The Apostolic Fathers. The Church Fathers.
I want to introduce you to a group of leaders during first three centuries of the church known as the apostolic fathers or the church fathers. These men often wrote to combat heresy and to establish orthodoxy. The only problem is that sometimes their orthodoxy wasn’t based on the teaching of the Apostles. So, when the read the Apostolic Fathers, you have to read with a discerning mind.
There are so many church fathers to cover that we will not be able to talk about all of them in class. Allow me to list a few of their names and focus on one of them in this blog. I think you will find his words encouraging.
A partial list of the Apostolic Fathers:
Clement, Bishop of Rome. Wrote c. ad 95-96.

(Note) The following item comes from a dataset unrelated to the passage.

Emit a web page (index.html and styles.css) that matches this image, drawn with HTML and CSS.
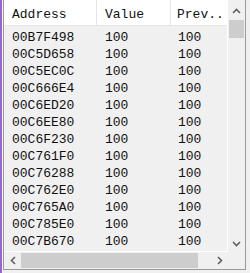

Ignatius of Antioch (30/35 to 110/117).
Papius. Bishop of Hierapolis in Phrygia. He wrote c. ad 130.
Irenaeus. Born 115 or 130 died around 200.
Tertullian. From Carthage in North Africa. c. ad 160-220.
Clement of Alexandria, c. 150 – 215
Origen, c. 185–254. From Alexandria.
The Epistle to Diognetus.
An anonymous author wrote this letter to the Romans as an apology, a defense of Christianity. The letter was written between AD 150-225. The epistle is written to Diognetus, who might have been the tutor to Marcus Aurelius the philosopher emperor who persecuted the church.
The epistle notes how Christianity is perceived by the world. But the author defends the actions of Christians, noting the good they do for society.
The letter speaks of the folly of idolatry, the inadequacy of Judaism, and the superiority of Christianity. The author posits that Christianity builds character. Therefore, Rome ought to appreciate Christianity because it heightens the morals and character of people. The author believes that Christianity is to the world what the soul is to the body.
Here is an excerpt from the letter. The author describes what Christians were like in the second half of the second century.
Description of Christians:
“They live in their own countries, but only as aliens; they participate in everything as citizens, and endure everything as foreigners. Every foreign country is their fatherland, and every fatherland is foreign. They marry like everyone else, and have children, but they do not expose their offspring. They share their food but not their wives. They are “in the flesh,” but they do not live “according to the flesh.” They live on earth, but their citizenship is in heaven. They obey the established laws; indeed in their private lives they transcend laws. They love everyone, and by everyone, they are persecuted. They are unknown, yet they are condemned; they are put to death, yet they are brought to life. They are poor, yet they make many rich; they are in need of everything, yet they abound in everything. They are dishonored, yet they are glorified in dishonor; they are slandered, yet they are vindicated. They are cursed, yet they bless; they are punished as evildoer; when they are punished, they rejoice as though brought to life. By the Jews they are assaulted as foreigners, and by the Greeks they are persecuted, yet those who hate them are unable to give a reason for their hostility.”
“In a word, what the soul is to the body, Christians are to the world.” (Lightfoot, p. 299).
Conclusion: Ask yourself–Can the same be said of Christians and Christianity today?